Monday, May 08, 2023

The FCC is supposed to prevent environmental harm from communications technology but often ignores its mandate

Ilustration by Klaus Kremmerz, ProPublica
Beyond regulating television and radio communications, The Federal Communications Commission has an often forgotten mandate, "to ensure that technology doesn't damage the environment," reports Peter Elkind of ProPublica. "When companies want to add new cell phone towers, build on protected land or launch satellites, the agency typically does little or nothing. . . . The agency's ecological role originated in the National Environmental Policy Act. The law requires federal agencies to assess whether projects they've authorized will cause harm."

The FCC "allows companies to decide for themselves whether their projects require environmental study. . . . . And if the companies break the rules, they're expected to report their own transgression. Few do." Elkind writes. The lax approach has had harmful and potentially disastrous outcomes.

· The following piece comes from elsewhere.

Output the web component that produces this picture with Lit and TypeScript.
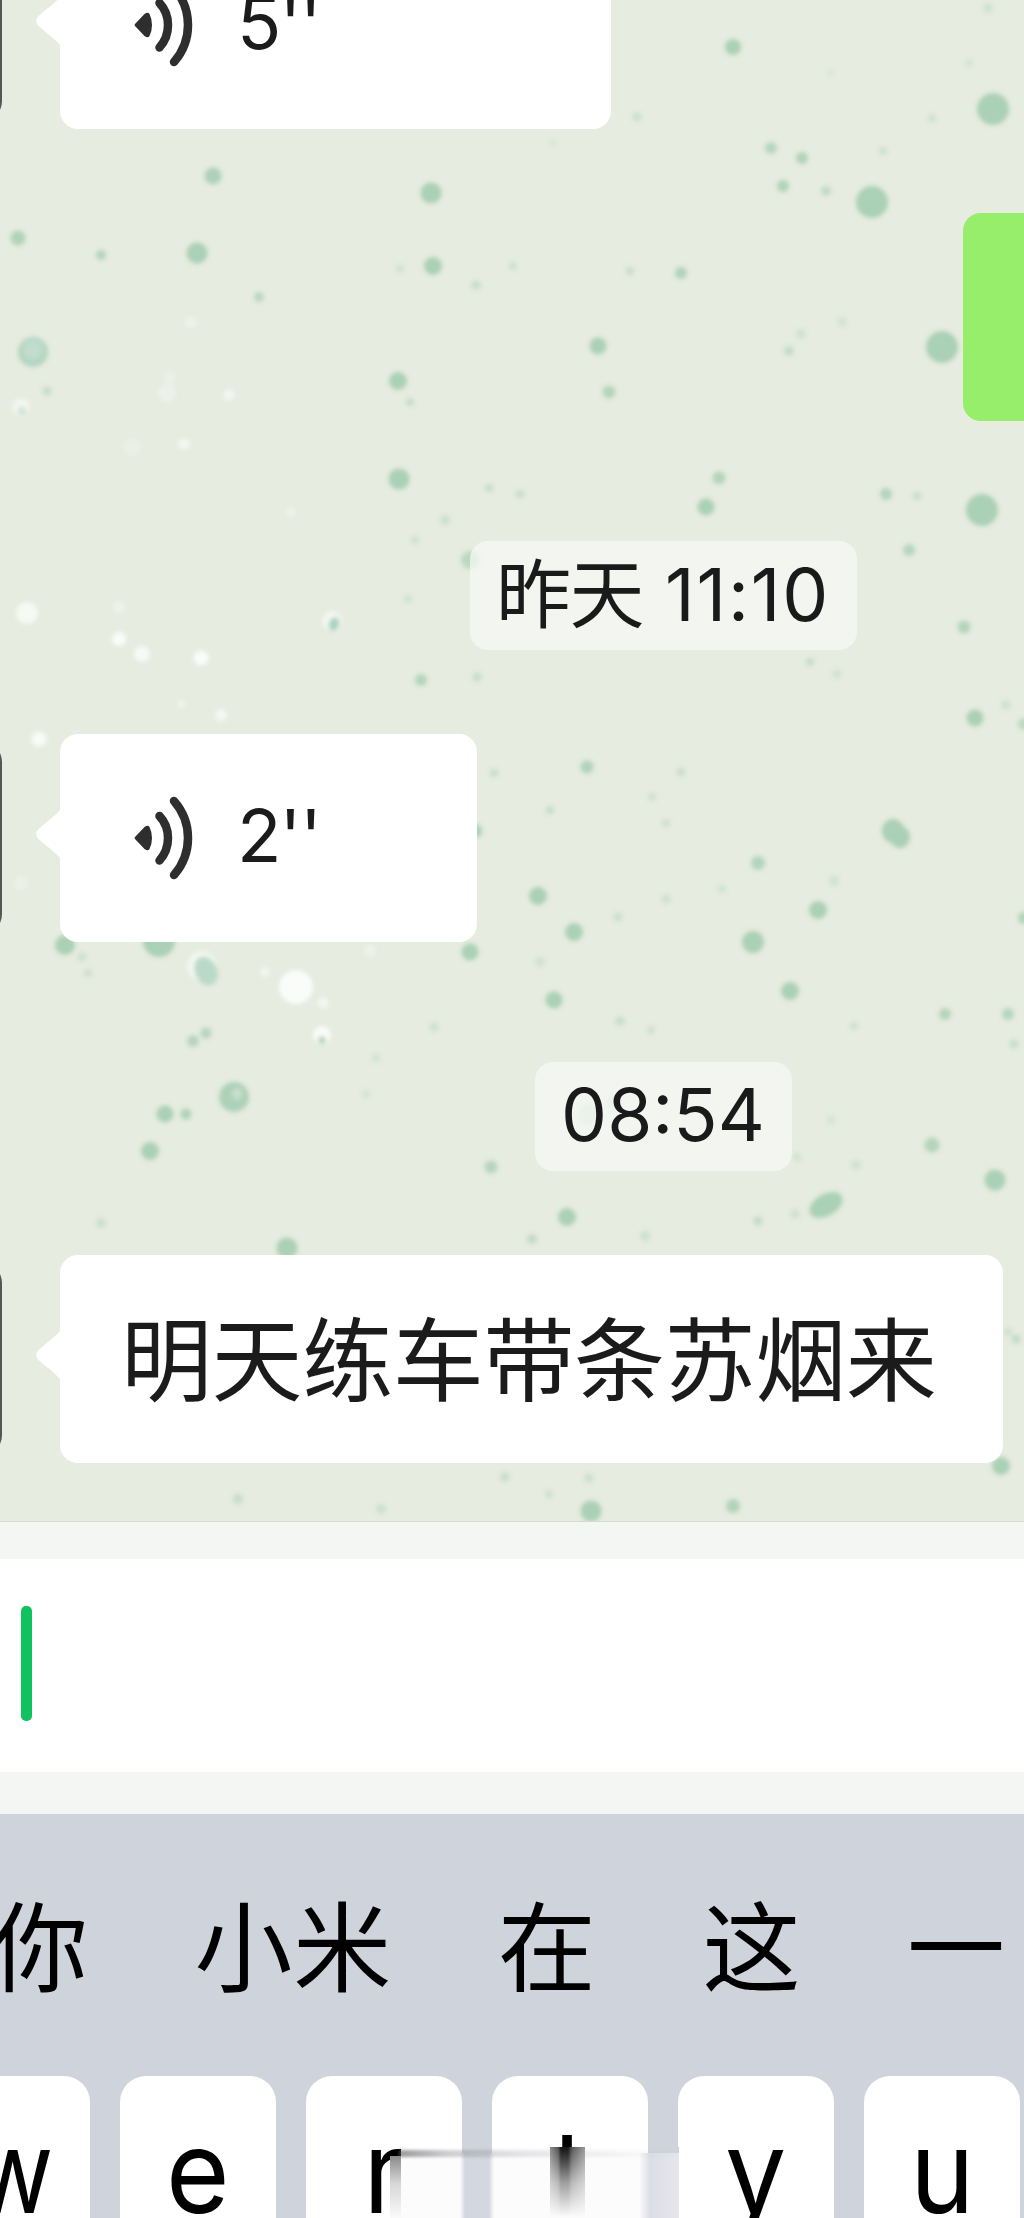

For instance, "A 120-foot cellphone tower intended for use by AT&T and T-Mobile [was built]. . . .The site, as the tower company later acknowledged, destroyed some of the nesting habitat of the Puerto Rican nightjar, a tiny endangered songbird. . . . Fewer than 2,000 are believed to be alive today. . . . In Silicon Valley, a space startup pursued plans to equip thousands of satellites to use mercury fuel in orbit."

The FCC has real-time effects on humans and wildlife, Elkind writes: "As it presides over a nationwide buildout for 5G service, which will require 800,000 new 'small cell' transmitters, those perched on street poles and rooftops, often near schools, apartments and homes. But even with this massive effort underway, as ProPublica previously reported, the FCC has refused to revise its radiation-exposure limits, which date back to the era of flip phones. In addition, the agency has cut back on the environmental reviews that it requires while also restricting local governments' control over wireless sites."

In areas where infrastructure projects have started or are planned, residents have pushed back, but considering the FCC's history, it's an uphill battle, Elkind reports: "Hundreds of conflicts have erupted across the country, triggered by citizens fearing risks to their health from wireless radiation, harm to their property values, damage to the environment and the destruction of treasured views. . . . Environmentalists are routinely infuriated by the FCC's stance. . . . In 2014, the FCC hired its first full-time environmental lawyer, Erica Rosenberg. Her mission was an afterthought at the agency." She told Elkind, "Everybody was set on deployment. These environmental laws just got in the way. . . . It was just the culture of the place. Nobody cared." She quit in 2021.